TASK REQUIREMENTS: Locate each line below that includes "table" and reproduce it.

Rows from a dataset of pages and code:
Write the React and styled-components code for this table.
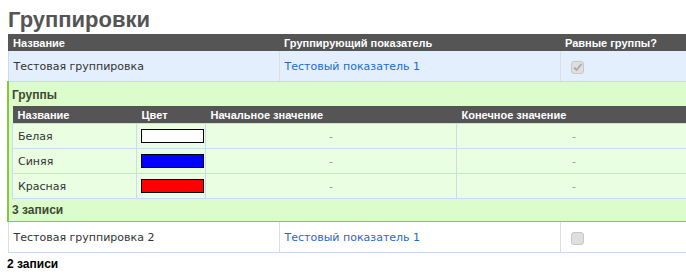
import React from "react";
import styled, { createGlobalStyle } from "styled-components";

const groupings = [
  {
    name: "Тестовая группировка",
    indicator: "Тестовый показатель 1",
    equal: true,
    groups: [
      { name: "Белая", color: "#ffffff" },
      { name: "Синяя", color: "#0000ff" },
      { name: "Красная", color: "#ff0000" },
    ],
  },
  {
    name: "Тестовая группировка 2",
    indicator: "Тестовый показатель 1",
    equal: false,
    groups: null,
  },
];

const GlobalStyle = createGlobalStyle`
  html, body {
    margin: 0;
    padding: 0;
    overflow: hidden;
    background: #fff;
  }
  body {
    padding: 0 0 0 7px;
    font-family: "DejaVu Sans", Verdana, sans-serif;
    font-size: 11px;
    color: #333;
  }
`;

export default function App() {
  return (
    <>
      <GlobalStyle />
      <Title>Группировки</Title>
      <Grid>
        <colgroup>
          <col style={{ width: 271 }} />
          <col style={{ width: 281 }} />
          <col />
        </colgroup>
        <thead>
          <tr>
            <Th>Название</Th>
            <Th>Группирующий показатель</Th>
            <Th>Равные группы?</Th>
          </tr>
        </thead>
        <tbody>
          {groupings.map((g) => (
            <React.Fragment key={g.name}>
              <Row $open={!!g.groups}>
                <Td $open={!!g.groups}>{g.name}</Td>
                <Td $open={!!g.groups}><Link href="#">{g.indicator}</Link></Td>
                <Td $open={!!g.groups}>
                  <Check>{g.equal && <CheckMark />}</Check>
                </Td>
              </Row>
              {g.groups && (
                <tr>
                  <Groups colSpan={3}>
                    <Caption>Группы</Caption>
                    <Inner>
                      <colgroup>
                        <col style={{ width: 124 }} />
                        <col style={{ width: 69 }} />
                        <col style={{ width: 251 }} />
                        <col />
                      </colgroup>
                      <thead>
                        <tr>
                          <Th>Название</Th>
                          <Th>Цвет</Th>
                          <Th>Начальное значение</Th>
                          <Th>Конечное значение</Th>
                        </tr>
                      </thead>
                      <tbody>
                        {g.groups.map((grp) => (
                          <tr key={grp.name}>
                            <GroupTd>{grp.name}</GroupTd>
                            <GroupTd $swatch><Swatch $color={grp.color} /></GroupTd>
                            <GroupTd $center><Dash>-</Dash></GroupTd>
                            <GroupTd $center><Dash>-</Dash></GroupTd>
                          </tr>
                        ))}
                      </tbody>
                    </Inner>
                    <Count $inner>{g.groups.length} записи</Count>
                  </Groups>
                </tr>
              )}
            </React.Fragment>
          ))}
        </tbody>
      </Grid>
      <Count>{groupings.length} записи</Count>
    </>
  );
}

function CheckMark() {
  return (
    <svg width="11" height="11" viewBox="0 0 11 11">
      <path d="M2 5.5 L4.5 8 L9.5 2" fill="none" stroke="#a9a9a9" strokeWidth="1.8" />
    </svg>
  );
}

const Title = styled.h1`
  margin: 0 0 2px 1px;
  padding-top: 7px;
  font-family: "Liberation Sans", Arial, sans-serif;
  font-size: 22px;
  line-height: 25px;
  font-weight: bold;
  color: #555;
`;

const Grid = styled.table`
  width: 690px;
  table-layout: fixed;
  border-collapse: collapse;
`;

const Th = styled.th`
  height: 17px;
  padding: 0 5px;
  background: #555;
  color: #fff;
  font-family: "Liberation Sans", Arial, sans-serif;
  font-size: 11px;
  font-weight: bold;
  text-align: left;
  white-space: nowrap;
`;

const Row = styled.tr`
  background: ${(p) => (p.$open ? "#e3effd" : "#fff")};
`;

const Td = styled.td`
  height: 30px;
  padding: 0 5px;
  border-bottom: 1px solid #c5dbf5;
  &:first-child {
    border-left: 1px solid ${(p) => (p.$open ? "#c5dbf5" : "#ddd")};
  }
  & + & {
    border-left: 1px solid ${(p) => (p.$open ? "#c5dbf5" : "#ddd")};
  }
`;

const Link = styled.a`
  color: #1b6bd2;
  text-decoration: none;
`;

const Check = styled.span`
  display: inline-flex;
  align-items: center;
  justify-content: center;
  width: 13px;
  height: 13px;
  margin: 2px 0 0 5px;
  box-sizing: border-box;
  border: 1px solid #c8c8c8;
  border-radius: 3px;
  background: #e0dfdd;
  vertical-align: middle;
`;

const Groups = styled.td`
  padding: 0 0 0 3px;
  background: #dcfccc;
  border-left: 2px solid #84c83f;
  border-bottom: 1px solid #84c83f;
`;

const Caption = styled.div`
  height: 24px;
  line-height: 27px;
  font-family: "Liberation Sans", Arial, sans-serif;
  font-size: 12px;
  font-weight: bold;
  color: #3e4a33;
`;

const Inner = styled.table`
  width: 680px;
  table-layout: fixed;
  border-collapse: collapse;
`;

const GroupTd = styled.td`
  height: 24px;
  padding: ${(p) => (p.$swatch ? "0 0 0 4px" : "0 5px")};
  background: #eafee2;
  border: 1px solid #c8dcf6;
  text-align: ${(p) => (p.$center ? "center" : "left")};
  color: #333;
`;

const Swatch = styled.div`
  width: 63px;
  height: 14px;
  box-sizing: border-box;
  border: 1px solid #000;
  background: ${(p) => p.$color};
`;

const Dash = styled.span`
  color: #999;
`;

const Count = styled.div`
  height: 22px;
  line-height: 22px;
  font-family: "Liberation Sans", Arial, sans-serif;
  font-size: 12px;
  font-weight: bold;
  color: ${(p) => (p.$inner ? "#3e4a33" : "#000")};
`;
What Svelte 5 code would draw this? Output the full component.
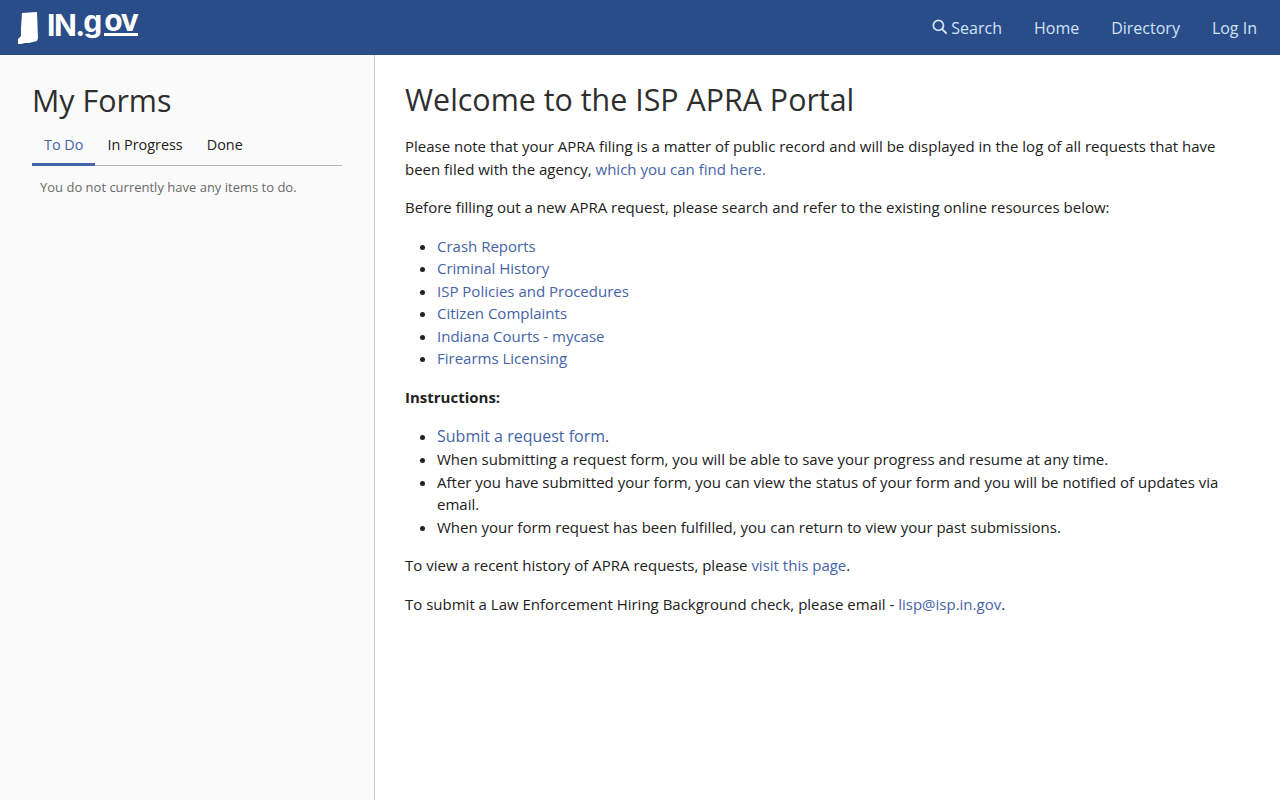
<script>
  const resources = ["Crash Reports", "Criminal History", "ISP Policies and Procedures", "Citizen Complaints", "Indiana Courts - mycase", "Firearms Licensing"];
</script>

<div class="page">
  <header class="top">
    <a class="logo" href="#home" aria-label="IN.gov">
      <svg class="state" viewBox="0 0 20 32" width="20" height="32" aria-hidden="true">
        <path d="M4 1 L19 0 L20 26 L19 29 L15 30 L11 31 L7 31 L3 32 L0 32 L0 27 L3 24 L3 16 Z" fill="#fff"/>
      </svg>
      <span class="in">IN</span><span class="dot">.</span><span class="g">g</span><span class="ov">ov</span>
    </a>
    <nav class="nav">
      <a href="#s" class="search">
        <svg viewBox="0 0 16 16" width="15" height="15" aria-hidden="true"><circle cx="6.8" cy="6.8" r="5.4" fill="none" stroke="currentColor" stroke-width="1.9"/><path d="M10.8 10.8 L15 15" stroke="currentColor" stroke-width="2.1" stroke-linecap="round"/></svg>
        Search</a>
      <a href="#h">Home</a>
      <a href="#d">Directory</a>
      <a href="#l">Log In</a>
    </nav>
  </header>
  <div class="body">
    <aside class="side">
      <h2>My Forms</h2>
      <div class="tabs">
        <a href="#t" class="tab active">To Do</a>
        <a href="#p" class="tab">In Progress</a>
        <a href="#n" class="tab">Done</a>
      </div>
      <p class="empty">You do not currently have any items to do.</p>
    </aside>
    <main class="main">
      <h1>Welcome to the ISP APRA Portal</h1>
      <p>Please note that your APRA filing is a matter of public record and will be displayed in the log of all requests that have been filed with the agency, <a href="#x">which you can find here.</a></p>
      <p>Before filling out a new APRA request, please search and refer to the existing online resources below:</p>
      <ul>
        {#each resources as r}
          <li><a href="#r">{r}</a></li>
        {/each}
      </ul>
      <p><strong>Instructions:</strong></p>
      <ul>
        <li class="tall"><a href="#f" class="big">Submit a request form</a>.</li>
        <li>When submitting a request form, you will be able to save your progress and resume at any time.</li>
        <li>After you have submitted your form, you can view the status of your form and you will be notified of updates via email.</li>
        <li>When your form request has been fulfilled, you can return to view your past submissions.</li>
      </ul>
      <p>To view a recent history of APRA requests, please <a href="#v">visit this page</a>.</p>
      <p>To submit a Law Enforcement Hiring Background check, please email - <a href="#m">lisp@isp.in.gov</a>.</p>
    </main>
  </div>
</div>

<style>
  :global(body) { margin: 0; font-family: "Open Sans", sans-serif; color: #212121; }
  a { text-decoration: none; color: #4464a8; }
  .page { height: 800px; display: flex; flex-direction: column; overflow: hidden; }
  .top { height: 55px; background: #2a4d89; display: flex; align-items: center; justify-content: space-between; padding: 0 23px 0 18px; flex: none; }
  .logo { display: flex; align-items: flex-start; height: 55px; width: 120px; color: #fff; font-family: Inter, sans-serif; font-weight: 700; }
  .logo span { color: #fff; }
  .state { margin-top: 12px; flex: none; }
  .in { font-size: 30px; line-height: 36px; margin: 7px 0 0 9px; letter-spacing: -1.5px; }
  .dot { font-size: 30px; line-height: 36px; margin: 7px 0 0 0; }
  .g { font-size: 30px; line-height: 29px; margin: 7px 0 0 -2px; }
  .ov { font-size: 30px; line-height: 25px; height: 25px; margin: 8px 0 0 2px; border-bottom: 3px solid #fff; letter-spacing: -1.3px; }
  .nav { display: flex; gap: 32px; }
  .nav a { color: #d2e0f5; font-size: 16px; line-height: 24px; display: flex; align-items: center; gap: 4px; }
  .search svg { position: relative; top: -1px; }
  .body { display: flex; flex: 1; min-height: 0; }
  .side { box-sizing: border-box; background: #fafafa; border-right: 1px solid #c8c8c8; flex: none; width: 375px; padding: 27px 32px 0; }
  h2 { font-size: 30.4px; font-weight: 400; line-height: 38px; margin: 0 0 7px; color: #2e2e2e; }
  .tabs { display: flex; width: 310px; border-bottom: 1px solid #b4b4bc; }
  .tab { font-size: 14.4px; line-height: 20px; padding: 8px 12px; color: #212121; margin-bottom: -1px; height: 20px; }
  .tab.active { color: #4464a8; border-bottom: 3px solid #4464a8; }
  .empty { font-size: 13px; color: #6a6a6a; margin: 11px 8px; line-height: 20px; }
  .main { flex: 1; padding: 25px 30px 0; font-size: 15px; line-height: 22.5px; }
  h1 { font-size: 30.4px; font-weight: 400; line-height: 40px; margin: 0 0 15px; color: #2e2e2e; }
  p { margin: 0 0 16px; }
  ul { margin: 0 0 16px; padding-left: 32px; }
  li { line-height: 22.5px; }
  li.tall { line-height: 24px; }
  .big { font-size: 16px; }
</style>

CORRECT ANSWER:
Write the React and styled-components code for this table.
const Grid = styled.table`
  table-layout: fixed;
const Inner = styled.table`
  table-layout: fixed;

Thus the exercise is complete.